• _Records supplied_:

________

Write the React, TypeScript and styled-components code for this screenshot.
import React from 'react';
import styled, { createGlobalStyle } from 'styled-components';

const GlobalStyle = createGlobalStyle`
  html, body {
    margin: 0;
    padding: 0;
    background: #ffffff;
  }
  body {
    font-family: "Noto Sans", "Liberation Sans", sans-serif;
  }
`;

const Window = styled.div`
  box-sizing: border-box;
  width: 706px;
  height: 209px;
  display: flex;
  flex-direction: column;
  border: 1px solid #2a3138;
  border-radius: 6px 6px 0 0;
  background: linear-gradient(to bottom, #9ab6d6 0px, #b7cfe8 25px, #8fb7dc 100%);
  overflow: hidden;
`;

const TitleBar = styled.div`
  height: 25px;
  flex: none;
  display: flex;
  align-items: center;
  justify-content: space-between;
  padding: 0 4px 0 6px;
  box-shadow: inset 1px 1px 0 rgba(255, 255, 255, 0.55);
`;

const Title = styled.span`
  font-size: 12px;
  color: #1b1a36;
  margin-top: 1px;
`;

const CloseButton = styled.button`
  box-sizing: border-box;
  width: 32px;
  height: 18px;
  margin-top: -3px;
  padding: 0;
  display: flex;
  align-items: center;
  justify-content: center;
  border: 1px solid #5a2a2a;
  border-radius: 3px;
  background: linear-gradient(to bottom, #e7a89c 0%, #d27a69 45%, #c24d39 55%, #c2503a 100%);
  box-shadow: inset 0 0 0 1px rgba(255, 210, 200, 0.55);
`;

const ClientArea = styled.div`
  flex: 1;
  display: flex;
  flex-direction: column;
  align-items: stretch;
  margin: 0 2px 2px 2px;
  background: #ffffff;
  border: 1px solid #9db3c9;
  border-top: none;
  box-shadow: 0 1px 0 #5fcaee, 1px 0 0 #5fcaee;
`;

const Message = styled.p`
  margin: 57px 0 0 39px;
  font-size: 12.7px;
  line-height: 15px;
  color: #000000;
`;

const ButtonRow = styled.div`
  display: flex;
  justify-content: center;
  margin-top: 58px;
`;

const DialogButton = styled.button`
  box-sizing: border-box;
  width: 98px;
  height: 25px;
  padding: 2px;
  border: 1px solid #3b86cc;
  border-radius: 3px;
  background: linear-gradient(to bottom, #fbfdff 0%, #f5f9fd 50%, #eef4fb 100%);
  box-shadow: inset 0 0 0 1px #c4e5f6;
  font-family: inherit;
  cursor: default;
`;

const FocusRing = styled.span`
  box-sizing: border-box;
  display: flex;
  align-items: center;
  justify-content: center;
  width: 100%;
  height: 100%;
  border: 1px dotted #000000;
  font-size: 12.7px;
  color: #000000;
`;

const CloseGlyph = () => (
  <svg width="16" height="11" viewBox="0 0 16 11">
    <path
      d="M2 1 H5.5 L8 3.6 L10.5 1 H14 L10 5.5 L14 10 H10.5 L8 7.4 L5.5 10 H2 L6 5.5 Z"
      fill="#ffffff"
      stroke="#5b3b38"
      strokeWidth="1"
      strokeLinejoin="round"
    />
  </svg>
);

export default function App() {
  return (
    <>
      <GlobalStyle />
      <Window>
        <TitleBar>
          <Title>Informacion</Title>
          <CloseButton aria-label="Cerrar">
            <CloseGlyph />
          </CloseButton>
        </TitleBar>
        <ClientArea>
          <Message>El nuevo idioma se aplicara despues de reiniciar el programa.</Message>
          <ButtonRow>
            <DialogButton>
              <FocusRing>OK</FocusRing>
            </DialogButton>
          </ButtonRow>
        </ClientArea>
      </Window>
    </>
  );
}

________

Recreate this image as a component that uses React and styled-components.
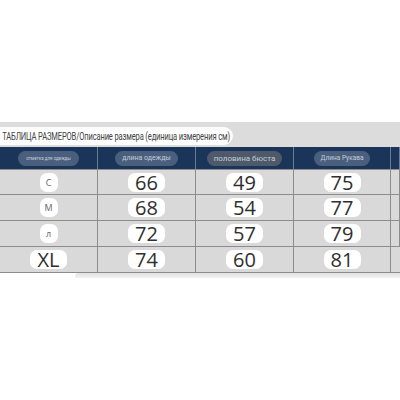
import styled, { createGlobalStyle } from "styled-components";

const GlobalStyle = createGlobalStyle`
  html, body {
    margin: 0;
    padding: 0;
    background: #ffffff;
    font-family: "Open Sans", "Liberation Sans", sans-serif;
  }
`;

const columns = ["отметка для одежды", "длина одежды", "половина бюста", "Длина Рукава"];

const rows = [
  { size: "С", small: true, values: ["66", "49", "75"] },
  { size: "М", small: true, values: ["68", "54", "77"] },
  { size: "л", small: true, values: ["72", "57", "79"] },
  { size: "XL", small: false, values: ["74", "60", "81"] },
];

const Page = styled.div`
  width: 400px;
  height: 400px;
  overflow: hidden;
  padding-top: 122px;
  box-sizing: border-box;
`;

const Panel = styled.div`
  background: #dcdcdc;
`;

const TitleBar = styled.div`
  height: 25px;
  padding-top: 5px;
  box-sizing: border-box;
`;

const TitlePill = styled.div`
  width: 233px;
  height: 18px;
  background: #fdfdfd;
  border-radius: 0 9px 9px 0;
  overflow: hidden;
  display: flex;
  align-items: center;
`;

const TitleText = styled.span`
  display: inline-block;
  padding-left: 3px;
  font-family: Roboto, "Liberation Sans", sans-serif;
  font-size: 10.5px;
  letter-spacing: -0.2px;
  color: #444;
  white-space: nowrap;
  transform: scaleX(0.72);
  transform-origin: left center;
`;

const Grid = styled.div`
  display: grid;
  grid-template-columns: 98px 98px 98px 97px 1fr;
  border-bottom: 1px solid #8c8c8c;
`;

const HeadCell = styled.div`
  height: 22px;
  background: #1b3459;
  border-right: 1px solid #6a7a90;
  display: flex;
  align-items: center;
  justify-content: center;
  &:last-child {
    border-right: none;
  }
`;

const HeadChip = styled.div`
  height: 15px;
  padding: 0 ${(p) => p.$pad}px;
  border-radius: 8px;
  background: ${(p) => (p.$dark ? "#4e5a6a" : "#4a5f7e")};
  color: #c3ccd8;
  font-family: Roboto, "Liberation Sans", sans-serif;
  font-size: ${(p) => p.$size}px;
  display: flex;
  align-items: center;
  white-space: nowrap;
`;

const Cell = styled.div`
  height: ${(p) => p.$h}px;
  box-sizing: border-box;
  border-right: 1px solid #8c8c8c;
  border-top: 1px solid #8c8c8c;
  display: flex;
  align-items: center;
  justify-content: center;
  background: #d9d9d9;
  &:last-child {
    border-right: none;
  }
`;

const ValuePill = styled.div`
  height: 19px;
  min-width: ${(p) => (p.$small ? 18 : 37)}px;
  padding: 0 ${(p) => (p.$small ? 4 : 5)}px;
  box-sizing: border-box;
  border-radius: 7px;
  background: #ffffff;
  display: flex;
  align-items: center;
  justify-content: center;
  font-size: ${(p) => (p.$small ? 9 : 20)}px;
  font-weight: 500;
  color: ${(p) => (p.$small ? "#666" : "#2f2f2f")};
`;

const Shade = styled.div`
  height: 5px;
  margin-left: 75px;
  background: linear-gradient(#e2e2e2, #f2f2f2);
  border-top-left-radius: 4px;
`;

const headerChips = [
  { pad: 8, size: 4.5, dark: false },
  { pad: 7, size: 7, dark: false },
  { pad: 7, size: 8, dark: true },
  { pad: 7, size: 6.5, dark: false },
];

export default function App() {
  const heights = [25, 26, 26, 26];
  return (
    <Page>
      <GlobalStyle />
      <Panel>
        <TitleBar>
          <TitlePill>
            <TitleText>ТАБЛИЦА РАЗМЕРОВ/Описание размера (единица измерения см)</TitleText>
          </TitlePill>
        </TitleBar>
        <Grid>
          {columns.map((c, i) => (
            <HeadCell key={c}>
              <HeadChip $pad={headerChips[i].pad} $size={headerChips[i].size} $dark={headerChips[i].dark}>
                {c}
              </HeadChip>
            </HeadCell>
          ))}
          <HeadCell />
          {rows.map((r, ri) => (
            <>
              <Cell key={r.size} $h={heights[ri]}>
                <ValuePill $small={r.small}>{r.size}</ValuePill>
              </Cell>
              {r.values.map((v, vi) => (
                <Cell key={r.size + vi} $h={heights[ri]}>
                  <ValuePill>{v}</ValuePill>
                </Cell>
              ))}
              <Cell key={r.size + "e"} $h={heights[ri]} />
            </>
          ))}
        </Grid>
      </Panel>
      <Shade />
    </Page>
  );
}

________

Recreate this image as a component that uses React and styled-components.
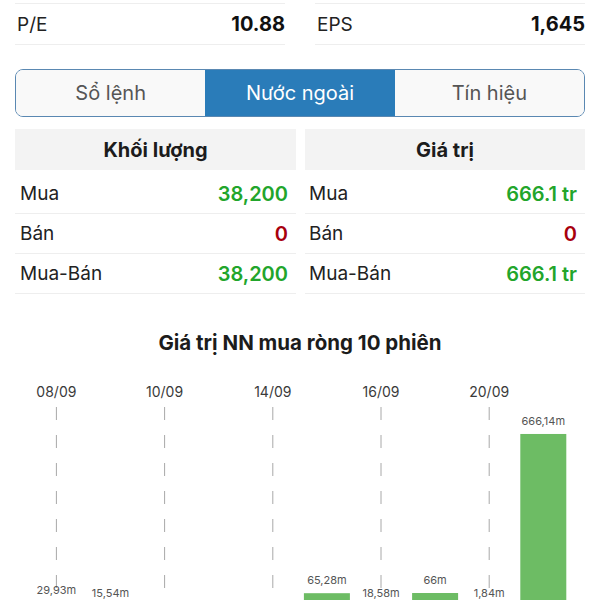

________

• _Required task_: In the listing above, count each line that holds the string "React". Give the number only.

• _Result of this task_: 4